When given the chance, the Vandy passing game has been able to exploit shaky defenses. That should worry a Missouri defense that has probably gotten a bit more confidence than it should have from its past few outings. Shurmur should have the ability and the weapons to put up points, particularly at home. If he avoids the turnovers, this game could delve into a shootout.
In a lot of ways, Mizzou would be just fine with that. It’s how this Tigers team was built: Give up a lot of points, but score a few more.
The biggest matchups will be the ones between the Commodores wide receivers and the Tigers defensive backs. Vandy’s top three targets all stand 6-foot-1 or shorter, meaning there won’t be a significant height advantage for the pass-catchers. Shurmur clearly distributes the ball evenly with those three receivers having each received between 54 and 57 targets.
Kalija Lipscomb lead the way with seven touchdowns, C.J. Duncan has a team-high 41 receptions and Trent Sherfield has the most yards (621) of the group. Vanderbilt will likely need all of them contributing to keep up with the Tigers.
So, what happens?
This has the makings of a shootout with two offenses who will give their opponent nightmares. However, it would seem the Tigers hold the advantage in almost every area.
Lock and Shurmur are similar quarterbacks, but Missouri’s signal-caller is clearly superior. The Tigers’ big three receivers all have more than 30 catches, 600 yards and five touchdowns. Vandy has their talented group, but it fails to match the big-play ability of Missouri.

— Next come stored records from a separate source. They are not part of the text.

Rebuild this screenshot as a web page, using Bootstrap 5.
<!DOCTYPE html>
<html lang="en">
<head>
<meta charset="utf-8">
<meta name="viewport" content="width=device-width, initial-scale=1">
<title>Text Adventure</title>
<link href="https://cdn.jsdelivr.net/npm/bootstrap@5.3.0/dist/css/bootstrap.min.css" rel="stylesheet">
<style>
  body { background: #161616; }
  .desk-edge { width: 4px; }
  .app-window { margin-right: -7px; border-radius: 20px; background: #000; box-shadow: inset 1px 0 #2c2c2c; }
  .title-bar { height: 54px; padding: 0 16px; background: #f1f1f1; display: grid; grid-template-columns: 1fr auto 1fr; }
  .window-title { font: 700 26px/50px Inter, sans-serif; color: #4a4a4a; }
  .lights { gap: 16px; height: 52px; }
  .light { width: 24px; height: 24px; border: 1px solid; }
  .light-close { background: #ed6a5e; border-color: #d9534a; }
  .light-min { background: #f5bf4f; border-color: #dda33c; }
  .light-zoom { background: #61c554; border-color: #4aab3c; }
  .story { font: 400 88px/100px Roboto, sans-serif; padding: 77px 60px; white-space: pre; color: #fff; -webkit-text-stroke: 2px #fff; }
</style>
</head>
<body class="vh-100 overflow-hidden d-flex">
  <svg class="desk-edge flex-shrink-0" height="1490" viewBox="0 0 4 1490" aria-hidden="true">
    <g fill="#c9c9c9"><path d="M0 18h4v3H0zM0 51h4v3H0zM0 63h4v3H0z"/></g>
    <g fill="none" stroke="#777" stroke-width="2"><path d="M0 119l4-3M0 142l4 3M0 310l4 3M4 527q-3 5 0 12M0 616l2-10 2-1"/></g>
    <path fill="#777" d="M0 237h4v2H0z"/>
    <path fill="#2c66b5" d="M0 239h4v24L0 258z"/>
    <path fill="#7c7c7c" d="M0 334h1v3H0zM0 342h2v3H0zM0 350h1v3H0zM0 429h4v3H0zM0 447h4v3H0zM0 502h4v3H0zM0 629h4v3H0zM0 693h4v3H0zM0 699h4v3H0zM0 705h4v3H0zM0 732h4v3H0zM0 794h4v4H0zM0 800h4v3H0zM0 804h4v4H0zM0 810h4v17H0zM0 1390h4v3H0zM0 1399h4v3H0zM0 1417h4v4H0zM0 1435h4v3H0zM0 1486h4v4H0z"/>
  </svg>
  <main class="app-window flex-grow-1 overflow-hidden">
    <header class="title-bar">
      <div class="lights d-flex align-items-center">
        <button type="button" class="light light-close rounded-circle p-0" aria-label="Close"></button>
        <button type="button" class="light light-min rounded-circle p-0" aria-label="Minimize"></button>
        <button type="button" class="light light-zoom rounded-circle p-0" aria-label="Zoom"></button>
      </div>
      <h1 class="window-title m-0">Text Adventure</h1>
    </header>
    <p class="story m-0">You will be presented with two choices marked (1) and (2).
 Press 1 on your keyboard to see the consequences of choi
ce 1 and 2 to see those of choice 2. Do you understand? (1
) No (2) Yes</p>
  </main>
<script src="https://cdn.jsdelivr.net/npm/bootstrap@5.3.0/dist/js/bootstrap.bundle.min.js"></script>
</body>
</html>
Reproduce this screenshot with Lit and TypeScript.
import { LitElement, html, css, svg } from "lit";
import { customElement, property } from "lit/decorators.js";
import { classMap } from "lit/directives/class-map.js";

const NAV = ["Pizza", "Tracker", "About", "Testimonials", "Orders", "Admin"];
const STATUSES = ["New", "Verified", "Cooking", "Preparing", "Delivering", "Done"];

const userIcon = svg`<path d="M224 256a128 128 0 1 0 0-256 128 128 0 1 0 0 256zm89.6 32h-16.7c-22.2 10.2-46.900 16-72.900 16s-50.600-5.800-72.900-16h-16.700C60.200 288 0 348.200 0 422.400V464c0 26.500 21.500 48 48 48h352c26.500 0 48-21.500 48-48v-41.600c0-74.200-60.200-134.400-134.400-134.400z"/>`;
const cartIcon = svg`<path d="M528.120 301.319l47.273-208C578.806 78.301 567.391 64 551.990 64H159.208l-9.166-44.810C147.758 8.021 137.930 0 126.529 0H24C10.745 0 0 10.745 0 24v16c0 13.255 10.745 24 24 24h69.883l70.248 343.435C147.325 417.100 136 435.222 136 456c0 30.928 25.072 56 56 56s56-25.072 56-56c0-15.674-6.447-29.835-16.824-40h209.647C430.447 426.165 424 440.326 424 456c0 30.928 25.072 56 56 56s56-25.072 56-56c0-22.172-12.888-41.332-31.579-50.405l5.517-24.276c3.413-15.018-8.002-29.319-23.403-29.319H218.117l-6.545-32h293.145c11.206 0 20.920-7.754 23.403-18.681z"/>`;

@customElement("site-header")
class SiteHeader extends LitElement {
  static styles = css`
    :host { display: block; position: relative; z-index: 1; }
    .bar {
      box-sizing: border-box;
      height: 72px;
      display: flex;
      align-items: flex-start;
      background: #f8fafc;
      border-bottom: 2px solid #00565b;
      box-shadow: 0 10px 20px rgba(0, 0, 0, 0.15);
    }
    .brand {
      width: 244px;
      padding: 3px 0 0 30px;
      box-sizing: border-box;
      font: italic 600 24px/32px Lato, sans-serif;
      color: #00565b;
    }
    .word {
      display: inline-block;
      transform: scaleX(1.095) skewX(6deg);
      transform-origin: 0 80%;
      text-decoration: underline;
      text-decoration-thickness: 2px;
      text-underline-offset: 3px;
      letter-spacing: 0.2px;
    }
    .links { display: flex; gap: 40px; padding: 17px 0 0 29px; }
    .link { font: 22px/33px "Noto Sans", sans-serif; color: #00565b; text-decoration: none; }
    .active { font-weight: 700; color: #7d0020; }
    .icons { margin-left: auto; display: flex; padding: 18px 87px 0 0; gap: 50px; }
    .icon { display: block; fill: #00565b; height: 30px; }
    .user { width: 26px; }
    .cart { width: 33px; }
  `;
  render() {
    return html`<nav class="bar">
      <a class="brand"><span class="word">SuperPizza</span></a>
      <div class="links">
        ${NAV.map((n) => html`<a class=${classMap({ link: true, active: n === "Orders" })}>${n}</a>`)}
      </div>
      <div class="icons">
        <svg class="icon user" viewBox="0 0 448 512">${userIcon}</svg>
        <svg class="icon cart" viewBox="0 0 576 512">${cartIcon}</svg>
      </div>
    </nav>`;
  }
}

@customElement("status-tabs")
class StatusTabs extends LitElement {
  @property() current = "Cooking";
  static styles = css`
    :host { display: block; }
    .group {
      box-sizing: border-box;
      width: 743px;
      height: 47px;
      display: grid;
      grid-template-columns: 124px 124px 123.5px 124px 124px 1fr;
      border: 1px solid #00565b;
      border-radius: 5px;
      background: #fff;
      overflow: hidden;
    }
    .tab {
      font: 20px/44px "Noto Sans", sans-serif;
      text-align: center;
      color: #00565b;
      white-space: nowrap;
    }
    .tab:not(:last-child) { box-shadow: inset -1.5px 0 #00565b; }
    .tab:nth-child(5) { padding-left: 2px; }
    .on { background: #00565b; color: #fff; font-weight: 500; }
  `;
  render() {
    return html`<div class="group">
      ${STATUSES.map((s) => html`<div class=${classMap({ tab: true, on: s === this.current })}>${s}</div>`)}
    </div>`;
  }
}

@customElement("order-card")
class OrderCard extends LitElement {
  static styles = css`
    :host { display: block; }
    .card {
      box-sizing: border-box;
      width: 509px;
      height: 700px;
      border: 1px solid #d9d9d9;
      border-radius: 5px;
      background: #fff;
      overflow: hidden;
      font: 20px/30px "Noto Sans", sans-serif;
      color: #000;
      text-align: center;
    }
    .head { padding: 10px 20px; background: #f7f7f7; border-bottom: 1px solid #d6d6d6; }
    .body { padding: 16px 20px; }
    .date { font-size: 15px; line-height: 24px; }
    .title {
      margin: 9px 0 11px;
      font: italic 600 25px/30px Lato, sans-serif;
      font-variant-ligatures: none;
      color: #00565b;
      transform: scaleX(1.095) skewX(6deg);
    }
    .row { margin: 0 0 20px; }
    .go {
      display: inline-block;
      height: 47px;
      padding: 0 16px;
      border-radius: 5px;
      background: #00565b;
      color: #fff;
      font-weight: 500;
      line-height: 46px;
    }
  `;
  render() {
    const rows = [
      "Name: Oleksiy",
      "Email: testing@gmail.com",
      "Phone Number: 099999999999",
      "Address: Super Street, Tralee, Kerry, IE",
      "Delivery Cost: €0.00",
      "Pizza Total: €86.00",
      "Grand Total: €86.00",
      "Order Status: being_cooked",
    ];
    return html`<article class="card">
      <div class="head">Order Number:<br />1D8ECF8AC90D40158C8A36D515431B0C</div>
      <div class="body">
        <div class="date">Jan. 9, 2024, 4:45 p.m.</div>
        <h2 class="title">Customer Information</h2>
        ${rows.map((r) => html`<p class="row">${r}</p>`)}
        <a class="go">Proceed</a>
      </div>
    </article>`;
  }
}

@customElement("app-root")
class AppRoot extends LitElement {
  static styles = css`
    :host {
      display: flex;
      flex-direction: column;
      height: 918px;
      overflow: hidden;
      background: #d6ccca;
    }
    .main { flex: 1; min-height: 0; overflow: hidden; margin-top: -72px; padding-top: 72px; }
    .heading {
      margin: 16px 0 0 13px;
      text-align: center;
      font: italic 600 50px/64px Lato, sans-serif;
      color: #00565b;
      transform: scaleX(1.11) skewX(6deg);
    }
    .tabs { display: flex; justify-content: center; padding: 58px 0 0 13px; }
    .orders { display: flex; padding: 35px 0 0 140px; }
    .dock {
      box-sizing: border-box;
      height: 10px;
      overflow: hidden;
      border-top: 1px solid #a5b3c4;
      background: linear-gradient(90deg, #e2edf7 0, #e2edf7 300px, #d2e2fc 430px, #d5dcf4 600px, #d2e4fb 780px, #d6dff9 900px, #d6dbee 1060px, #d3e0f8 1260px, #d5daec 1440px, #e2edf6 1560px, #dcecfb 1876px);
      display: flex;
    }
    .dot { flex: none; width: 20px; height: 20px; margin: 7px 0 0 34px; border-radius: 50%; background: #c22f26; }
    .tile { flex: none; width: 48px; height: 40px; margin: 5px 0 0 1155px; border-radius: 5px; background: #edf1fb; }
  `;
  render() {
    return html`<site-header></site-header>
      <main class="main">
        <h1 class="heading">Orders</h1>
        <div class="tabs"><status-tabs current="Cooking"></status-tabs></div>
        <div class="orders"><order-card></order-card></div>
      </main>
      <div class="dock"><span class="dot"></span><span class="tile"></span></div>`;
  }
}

The combination of Witter and Rountree also have a big advantage on Webb, and that’s where the difference in the game will likely come. Missouri’s rushing defense isn’t exactly stellar, but the versatility of Witter and Rountree should be enough to tip the scales.
It will give Missouri bowl eligibility with one game to spare—an almost unthinkable scenario a few weeks ago. Meanwhile, Vanderbilt would officially see its chance to go bowling come to an end. It’s an unbelievable situation for two programs that started the season so differently.